The first factor is based somewhat in math as it takes into account numbers such as supply and demand, earnings per share, expected earnings, book value, debt ratio and a wide variety of other numbers. You can compile all those numbers into a variety of formulas and come up with a rational estimate of what the stock should sell for. This is all well and good and if the market were entirely rational it would rarely make news because it would be predictable and boring. This is where our second factor throws a wrench in the works.

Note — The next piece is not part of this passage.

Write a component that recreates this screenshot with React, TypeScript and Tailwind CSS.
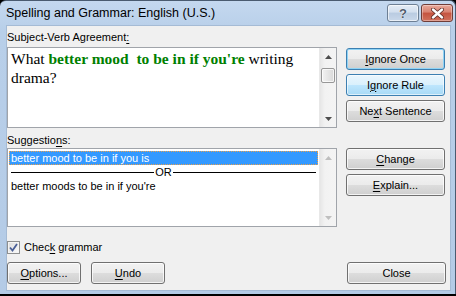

The second factor affecting stock price is emotional. There are many examples of people's emotions affecting stock price but if you would like a good example look up the price fluctuations of Apple (AAPL) after their last couple earnings reports. Numerically their company looks good, their earnings were healthy, their EPS is below average yet their price fell following the report. Why is that? There really isn't a rational reason for it, it is driven by the emotions behind unmet expectations. In a more general sense sometimes price goes down and people get scared and sell causing further decline, sometimes people get excited and see it as opportunity to buy in and the price stabilizes. It is much more difficult to anticipate the reaction the market will have to people's emotional whims which is why predicting stock price with accuracy is near impossible.

As a thought along the same line ask yourself this question; if the stock market were entirely rational and price could be predicted with accuracy why is there such a wide range of available strike prices available in the options market? It seems that if stock price could be predicted with anything remotely reassembling accuracy the options market need a much smaller selection of available strike prices.